Many of these stones were used in the Neolithic era as whetstones to sharpen tools. Also, the stones were used to build some of the ancient monuments we can find around Avebury today. How they manage to move them from here we’ll never know!
The reason why they are called the Grey Wethers is that they look like sheep from afar! The famous antiquarian Richard Symonds paid a visit here in 1644 and recorded;
“They call that place the Grey-wethers, because a far off they looke like a flock of sheepe”.
Maybe you’ll notice it on your visit?
You’ll also find similar stones in Lockeridge Dene and Piggledene owned by the National Trust close by.
Are you heading to Avebury?
Although most people know Wiltshire for Stonehenge, Avebury really is the jewel in its Neolithic crown.
This World Heritage Site is filled to the brim with ancient tombs, stone circles and we even have our very own pyramid!
It’s always best to start out at the visitor centre and walk around the spectacular Avebury stone circle. It’s actually a set of two and has the title of Europe’s largest neolithic stone circle!
Around this area, you can visit the Alexander Keiller Museum to get an introduction to the area and excavations that took place.
Or, you could visit the amazing Avebury Manor and Dovecote owned by the National Trust.
Avebury a popular stop for the Summer Solstice festival and you’ll see druids and partygoers celebrating the longest day each year in June.
After you’ve left the main area, you can walk through the stone corridor of Kennet Avenue to West Kennet Longbarrow.
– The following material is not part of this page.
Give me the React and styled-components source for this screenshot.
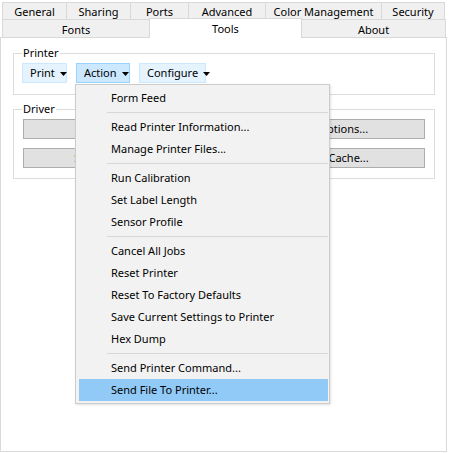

This is a 5,000-year-old chamber of the dead that you can walk inside.
Almost opposite is Silbury Hill which is the largest artificial prehistoric mound in all of Europe.
There is also The Sanctuary, Overton Hill, The Ridgeway Trail, Windmill Hill, Swallow Head Spring and even more ancient sites to discover dating back thousands of years!
It’s a melting pot of culture and heritage just waiting for you to explore.